Sep 16 2024

TSA again backs down from its REAL-ID threats

The Transportation Security Administration (TSA) has again backed down from its decades-old threats to start requiring all airline passengers to show ID that the TSA deems to be compliant with the REAL-ID Act of 2004. But the new rules proposed by the TSA would create new problems that won’t go away until Congress repeals the REAL-ID Act.

In a notice published in the Federal Register on September 12th , the TSA has proposed another two-year postponement of the most recent  of the “deadlines” the agency has imposed on itself for REAL-ID enforcement.  But that postponement would be combined  with interim rules for the next two years that ignore the law and invite arbitrariness in how travelers are treated.

The TSA notes that “frustrated travelers at the checkpoint may also increase security risks” if the TSA stopped allowing travelers to fly without REAL-ID. But the TSA doesn’t mention its current procedures for flying without any ID or its position in litigation that no law or regulation requires airline passengers to show any ID. Instead, The TSA claims without explanation that without this postponment, “individuals without  REAL ID-compliant DL/ID or acceptable alternative would be unable to board federally regulated aircraft.”

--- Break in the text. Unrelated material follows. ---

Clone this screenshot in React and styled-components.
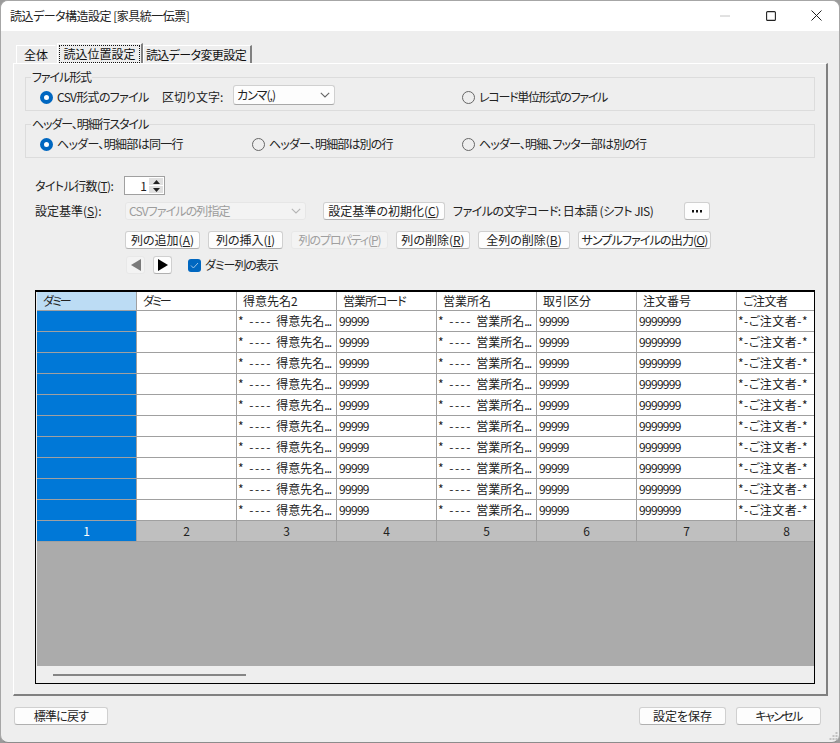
import React from 'react'
import styled, { createGlobalStyle } from 'styled-components'

const GlobalStyle = createGlobalStyle`
  html, body {
    margin: 0;
    padding: 0;
    background: #9a9a9a;
  }
  * {
    box-sizing: border-box;
  }
`

const Window = styled.div`
  position: relative;
  display: flex;
  flex-direction: column;
  width: 840px;
  height: 743px;
  overflow: hidden;
  background: #eeeeee;
  border: 1px solid #a6a6a6;
  border-bottom-color: #8c8c8c;
  border-radius: 8px;
  color: #111;
  font-family: "Noto Sans CJK JP", "Liberation Sans", sans-serif;
  font-size: 12px;
  line-height: 14px;
  font-feature-settings: "palt";
`

const TitleBar = styled.div`
  display: flex;
  align-items: center;
  flex: none;
  height: 30px;
  padding-left: 9px;
  background: #fff;
`

const TitleText = styled.div`
  flex: 1;
  color: #222;
  letter-spacing: -0.5px;
`

const WinButton = styled.div`
  display: flex;
  align-items: center;
  justify-content: center;
  width: 45.5px;
  height: 30px;
  margin-top: -1px;
`

const Content = styled.div`
  display: flex;
  flex-direction: column;
  flex: 1;
  padding: 12px 11px 0 12px;
`

const TabRow = styled.div`
  display: flex;
  align-items: flex-end;
  height: 20px;
  padding-left: 3px;
`

const Tab = styled.div`
  display: flex;
  align-items: center;
  justify-content: center;
  height: ${p => (p.$active ? 20 : 18)}px;
  width: ${p => p.$w}px;
  margin-right: ${p => p.$gap || 0}px;
  padding-right: ${p => p.$pr || 0}px;
  letter-spacing: ${p => p.$ls || 0}px;
  border-top: 1px solid #fff;
  border-left: 1px solid #fff;
  border-right: ${p => (p.$edge ? '2px solid #808080' : '1px solid transparent')};
`

const FocusText = styled.span`
  padding: 1px 3px;
  outline: 1px dotted #111;
`

const Panel = styled.div`
  display: flex;
  flex-direction: column;
  width: 815px;
  height: 633px;
  padding: 6px 11px 0 11px;
  border-top: 1px solid #fff;
  border-left: 1px solid #fff;
  border-right: 2px solid #808080;
  border-bottom: 2px solid #808080;
`

const Group = styled.fieldset`
  margin: 0 0 6px 0;
  padding: 0 0 0 14px;
  min-width: 0;
  width: 790px;
  border: 1px solid #dcdcdc;
`

const Legend = styled.legend`
  margin-left: -9px;
  padding: 0 1px;
  color: #222;
  height: 14px;
  letter-spacing: -1.1px;
`

const GroupRow = styled.div`
  display: grid;
  grid-template-columns: 212px 210px 1fr;
  align-items: center;
  height: 26px;
`

const Span2 = styled.div`
  display: flex;
  align-items: center;
  grid-column: span 2;
`

const RadioWrap = styled.label`
  display: flex;
  align-items: center;
  flex: none;
  gap: 4px;
  width: ${p => (p.$w ? `${p.$w}px` : 'auto')};
  color: #222;
  letter-spacing: ${p => p.$ls ?? -0.7}px;
`

const RadioDot = styled.span`
  flex: none;
  width: 13px;
  height: 13px;
  border-radius: 50%;
  background: ${p => (p.$on ? '#fff' : 'transparent')};
  border: ${p => (p.$on ? '4px solid #0067c0' : '1px solid #666')};
`

const Caption = styled.span`
  flex: none;
  margin-left: ${p => p.$ml || 0}px;
  width: ${p => (p.$w ? `${p.$w}px` : 'auto')};
  color: #222;
  letter-spacing: ${p => p.$ls || 0}px;
`

const Combo = styled.div`
  display: flex;
  align-items: center;
  justify-content: space-between;
  flex: none;
  width: ${p => p.$w}px;
  height: ${p => p.$h || 20}px;
  margin-bottom: ${p => p.$mb || 0}px;
  padding: 0 4px 0 3px;
  background: ${p => (p.$disabled ? '#f3f3f3' : '#fdfdfd')};
  color: ${p => (p.$disabled ? '#9c9c9c' : '#222')};
  border: 1px solid ${p => (p.$disabled ? '#e6e6e6' : '#d0d0d0')};
  border-bottom-color: ${p => (p.$disabled ? '#e6e6e6' : '#a8a8a8')};
  border-radius: 3px;
  letter-spacing: ${p => p.$ls || 0}px;
`

const FormRow = styled.div`
  display: flex;
  align-items: center;
  height: ${p => p.$h || 18}px;
  margin-top: ${p => p.$mt || 0}px;
  padding-left: ${p => p.$pl || 0}px;
  gap: ${p => p.$gap || 0}px;
`

const Spinner = styled.div`
  display: flex;
  align-items: center;
  justify-content: flex-end;
  width: 41px;
  height: 19px;
  margin-left: -1px;
  padding-right: 1px;
  background: #fff;
  border: 1px solid #a0a0a0;
`

const SpinValue = styled.span`
  margin-right: 2px;
  color: #222;
`

const SpinArrows = styled.div`
  display: flex;
  flex-direction: column;
  gap: 1px;
  width: 14px;
`

const SpinArrow = styled.div`
  display: flex;
  align-items: center;
  justify-content: center;
  height: 7px;
  background: #e0e0e0;
`

const Button = styled.div`
  display: flex;
  align-items: center;
  justify-content: center;
  flex: none;
  width: ${p => p.$w}px;
  height: 18px;
  margin-left: ${p => p.$ml || 0}px;
  background: ${p => (p.$disabled ? '#f3f3f3' : '#fdfdfd')};
  color: ${p => (p.$disabled ? '#a0a0a0' : '#222')};
  border: 1px solid ${p => (p.$disabled ? '#e8e8e8' : '#d0d0d0')};
  border-bottom-color: ${p => (p.$disabled ? '#e8e8e8' : '#b0b0b0')};
  border-radius: 3px;
  white-space: nowrap;
  letter-spacing: ${p => p.$ls || 0}px;
`

const Check = styled.span`
  display: flex;
  align-items: center;
  justify-content: center;
  flex: none;
  width: 13px;
  height: 13px;
  margin: 0 4px 0 16px;
  background: #0067c0;
  border-radius: 3px;
`

const Under = styled.span`
  text-decoration: underline;
`

const Sheet = styled.div`
  display: flex;
  flex-direction: column;
  width: 780px;
  height: 394px;
  margin: 16px 0 0 10px;
  background: #eeeeee;
  border: 1px solid #000;
  border-top-width: 2px;
  padding-left: 1px;
`

const SheetRows = styled.div`
  flex: none;
  overflow: hidden;
`

const SheetRow = styled.div`
  display: grid;
  grid-template-columns: repeat(8, 100px);
  height: ${p => p.$h}px;
  border-bottom: 1px solid #a0a0a0;
  background: ${p => p.$bg || '#fff'};
`

const Cell = styled.div`
  padding-left: ${p => p.$pl ?? 1}px;
  border-right: 1px solid #a0a0a0;
  overflow: hidden;
  white-space: pre;
  line-height: ${p => p.$lh}px;
  color: ${p => p.$color || '#222'};
  background: ${p => p.$bg || 'transparent'};
  text-align: ${p => p.$align || 'left'};
  letter-spacing: ${p => p.$ls || 0}px;
`

const Dashes = styled.span`
  letter-spacing: 1.5px;
`

const Dots = styled.span`
  letter-spacing: -1px;
`

const Backdrop = styled.div`
  flex: 1;
  background: #ababab;
`

const ScrollStrip = styled.div`
  flex: none;
  height: 17px;
  padding: 8px 0 0 16px;
  background: #eeeeee;
`

const ScrollThumb = styled.div`
  width: 193px;
  height: 2px;
  background: #858585;
`

const Footer = styled.div`
  display: flex;
  align-items: center;
  height: 18px;
  margin-top: 11px;
`

const Grip = styled.svg`
  position: absolute;
  right: 1px;
  bottom: 1px;
`

const columns = [
  { name: 'ダミー', ls: -2 },
  { name: 'ダミー', ls: -2 },
  { name: '得意先名2' },
  { name: '営業所コード', ls: -1 },
  { name: '営業所名' },
  { name: '取引区分' },
  { name: '注文番号' },
  { name: 'ご注文者', ls: -0.5 },
]
const rows = Array.from({ length: 10 }, (_, i) => i)

function Radio({ on, w, ls, children }) {
  return (
    <RadioWrap $w={w} $ls={ls}>
      <RadioDot $on={on} />
      {children}
    </RadioWrap>
  )
}

function Chevron({ color }) {
  return (
    <svg width="10" height="6" viewBox="0 0 10 6">
      <path d="M.8.8 5 5 9.2.8" fill="none" stroke={color} strokeWidth="1.1" />
    </svg>
  )
}

function Triangle({ dir, color }) {
  return (
    <svg width="10" height="12" viewBox="0 0 10 12">
      <polygon points={dir === 'left' ? '10,0 10,12 0,6' : '0,0 0,12 10,6'} fill={color} />
    </svg>
  )
}

function NameCell({ children }) {
  return (
    <Cell $lh={20}>
      <Dashes>* ---- </Dashes>{children}<Dots>...</Dots>
    </Cell>
  )
}

function App() {
  return (
    <Window>
      <GlobalStyle />
      <TitleBar>
        <TitleText>読込データ構造設定 [家具統一伝票]</TitleText>
        <WinButton>
          <svg width="10" height="2" viewBox="0 0 10 2"><path d="M0 1h10" stroke="#c4c4c4" /></svg>
        </WinButton>
        <WinButton>
          <svg width="10" height="10" viewBox="0 0 10 10"><rect x=".6" y=".6" width="8.8" height="8.8" rx="1" fill="none" stroke="#222" strokeWidth="1.1" /></svg>
        </WinButton>
        <WinButton>
          <svg width="11" height="11" viewBox="0 0 11 11"><path d="M.5.5l10 10M10.5.5l-10 10" stroke="#222" strokeWidth="1" /></svg>
        </WinButton>
      </TitleBar>

      <Content>
        <TabRow>
          <Tab $w={40} $gap={1}>全体</Tab>
          <Tab $w={86} $edge $active><FocusText>読込位置設定</FocusText></Tab>
          <Tab $w={109} $edge $ls={-0.6} $pr={2}>読込データ変更設定</Tab>
        </TabRow>

        <Panel>
          <Group>
            <Legend>ファイル形式</Legend>
            <GroupRow>
              <Span2>
                <Radio on w={122}>CSV形式のファイル</Radio>
                <Caption $w={71}>区切り文字:</Caption>
                <Combo $w={102} $mb={4} $ls={-1}>カンマ(,)<Chevron color="#666" /></Combo>
              </Span2>
              <Radio ls={-1.25}>レコード単位形式のファイル</Radio>
            </GroupRow>
          </Group>

          <Group>
            <Legend>ヘッダー、明細行スタイル</Legend>
            <GroupRow>
              <Radio on>ヘッダー、明細部は同一行</Radio>
              <Radio ls={-0.85}>ヘッダー、明細部は別の行</Radio>
              <Radio ls={-0.85}>ヘッダー、明細、フッター部は別の行</Radio>
            </GroupRow>
          </Group>

          <FormRow $mt={12} $h={19} $pl={10}>
            <Caption $w={90} $ls={-0.6}>タイトル行数(<Under>T</Under>):</Caption>
            <Spinner>
              <SpinValue>1</SpinValue>
              <SpinArrows>
                <SpinArrow>
                  <svg width="7" height="4" viewBox="0 0 7 4"><polygon points="3.5,0 7,4 0,4" fill="#222" /></svg>
                </SpinArrow>
                <SpinArrow>
                  <svg width="7" height="4" viewBox="0 0 7 4"><polygon points="0,0 7,0 3.5,4" fill="#222" /></svg>
                </SpinArrow>
              </SpinArrows>
            </Spinner>
          </FormRow>

          <FormRow $mt={7} $h={18} $pl={10}>
            <Caption $w={90}>設定基準(<Under>S</Under>):</Caption>
            <Combo $w={181} $h={18} $disabled $ls={-0.9}>CSVファイルの列指定<Chevron color="#b5b5b5" /></Combo>
            <Button $w={122} $ml={17}>設定基準の初期化(<Under>C</Under>)</Button>
            <Caption $ml={8} $w={231} $ls={-0.5}>ファイルの文字コード: 日本語 (シフト JIS)</Caption>
            <Button $w={26}>
              <svg width="12" height="3" viewBox="0 0 12 3"><path d="M1 0h2v2.4H1zM5 0h2v2.4H5zM9 0h2v2.4H9z" fill="#111" /></svg>
            </Button>
          </FormRow>

          <FormRow $mt={11} $h={18} $pl={100} $gap={8}>
            <Button $w={75}>列の追加(<Under>A</Under>)</Button>
            <Button $w={75}>列の挿入(<Under>I</Under>)</Button>
            <Button $w={97} $disabled $ls={-1.1}>列のプロパティ(<Under>P</Under>)</Button>
            <Button $w={74}>列の削除(<Under>R</Under>)</Button>
            <Button $w={92}>全列の削除(<Under>B</Under>)</Button>
            <Button $w={133} $ls={-0.85}>サンプルファイルの出力(<Under>O</Under>)</Button>
          </FormRow>

          <FormRow $mt={7} $h={18} $pl={101}>
            <Button $w={19} $disabled><Triangle dir="left" color="#7a7a7a" /></Button>
            <Button $w={19} $ml={8}><Triangle dir="right" color="#000" /></Button>
            <Check>
              <svg width="9" height="7" viewBox="0 0 9 7"><path d="M1 3.5 3.4 6 8 1" fill="none" stroke="#9cc4e8" strokeWidth="1" /></svg>
            </Check>
            <Caption $ls={-1.1}>ダミー列の表示</Caption>
          </FormRow>

          <Sheet>
            <SheetRows>
              <SheetRow $h={19}>
                {columns.map((col, i) => (
                  <Cell key={i} $lh={18} $pl={6} $ls={col.ls} $bg={i === 0 ? '#bcdcf4' : undefined}>{col.name}</Cell>
                ))}
              </SheetRow>
              {rows.map(r => (
                <SheetRow key={r} $h={21}>
                  <Cell $lh={20} $bg="#0078d7" />
                  <Cell $lh={20} />
                  <NameCell>得意先名</NameCell>
                  <Cell $lh={20} $pl={2} $ls={-0.7}>99999</Cell>
                  <NameCell>営業所名</NameCell>
                  <Cell $lh={20} $pl={2} $ls={-0.7}>99999</Cell>
                  <Cell $lh={20} $pl={2} $ls={-0.7}>9999999</Cell>
                  <Cell $lh={20} $ls={0.5}>*-ご注文者-*</Cell>
                </SheetRow>
              ))}
              <SheetRow $h={21} $bg="#bfbfbf">
                {columns.map((_, i) => (
                  <Cell
                    key={i}
                    $lh={20}
                    $pl={0}
                    $align="center"
                    $bg={i === 0 ? '#0078d7' : undefined}
                    $color={i === 0 ? '#fff' : '#222'}
                  >
                    {i + 1}
                  </Cell>
                ))}
              </SheetRow>
            </SheetRows>
            <Backdrop />
            <ScrollStrip><ScrollThumb /></ScrollStrip>
          </Sheet>
        </Panel>

        <Footer>
          <Button $w={94} $ml={1} $ls={-0.8}>標準に戻す</Button>
          <Button $w={87} $ml={531}>設定を保存</Button>
          <Button $w={85} $ml={10} $ls={-1.6}>キャンセル</Button>
        </Footer>
      </Content>

      <Grip width="9" height="9" viewBox="0 0 9 9">
        <path d="M6.5 0h2v2h-2zM3.5 3h2v2h-2zM6.5 3h2v2h-2zM.5 6h2v2h-2zM3.5 6h2v2h-2zM6.5 6h2v2h-2z" fill="#c2c2c2" />
      </Grip>
    </Window>
  )
}

export default App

Comments from the public on the proposed rule are due by October 15, 2024. Dozens of comments have already been submitted, almost all of them opposing requiring REAL-ID to fly.

We’ll be submitting comments opposing the proposed rules and reminding the TSA that (1) no state is yet in compliance with the REAL-ID Act, which would require sharing of driver and ID databases with all other states, and (2) neither the REAL-ID Act nor any other Federal law requires air travelers to have, to carry, or to show any ID.

Unless the law is changed to try to impose an unconstitutional ID requirement as a condition on the right to travel by common carrier, the TSA must continue to recognize the right to fly without ID. Any distinction by the TSA or other Federal agencies between state-issued ID, when no state complies with the REAL-ID Act or could do so until all states participate in the national REAL-ID database (SPEXS), would be arbitrary and unlawful.

The TSA is proposing what it describes as phased enforcement of the prohibition on acceptance by Federal agencies (in circumstances, which don’t include travel by common carrier, in which the law requires individuals to show ID) of ID that doesn’t comply with the REAL-ID Act.

Under the rules proposed by the TSA, full enforcement of the REAL-ID Act would be postponed by another two years, from the previous arbitrary deadline of May 7, 2025, to a new and equally arbitrary deadline (subject to further postponments) of May 5, 2027.

In the interim, the rules proposed by the TSA would authorize the TSA itself and all other Federal agencies to engage in graduated enforcement measures against individuals who don’t have ID the Department of Homeland Security (DHS) deems to be compliant with the REAL-ID Act

The TSA suggests that graduated enforcement measures might include the creation of new databases tracking the use of “noncompliant” ID, on the basis of which agencies would limit the number of times an individual could enter a Federal building or engage in other activities without  showing “compliant” ID. But the TSA woud leave it to agencies’ discretion to decide what conditions to impose on use of noncompliant ID.

These graduated enforcement policies would determine who is, and who is not, able to exercise Federally-protected rights. Contrary to the Administrative Procedure Act (APA), those policies would not be specified in regulations published in the Federal Register. They would be adopted by individual agencies without prior notice or comment.

Even if the REAL-ID Act had authorized the TSA to delegate to other Federal departments authority to issue agency-specific REAL-ID enforcement rules, which it didn’t, those regulations would be subject to the APA. The TSA asked Congress to exempt REAL-ID Act implementation from the APA and the Paperwork Reduction Act (PRA), but Congress declined to enact those exemptions.

In its latest Notice of Proposed Rulememaking (NPRM), the TSA acknowledges that the PRA and the Privacy Act  would require agencies to publish Federal Register notices and obtain approval by the Office of Management and Budget (OMB) for new databases and collection of information about users of noncompliant ID. But the  TSA doesn’t mention the APA. It acts as though Congress approved the APA exemption it rejected for REAL-ID rules.

The TSA’s latest notice doesn’t mention the agency’s most recent previous proposal related to REAL-ID, which would have authorized the use of smartphone traveler-tracking apps as an alternative to REAL-ID drivers license or ID cards. That proposal hasn’t been finalized, but additional background information was disclosed last month, perhaps indicating preparations by the TSA for a new round of comments on that proposed rule.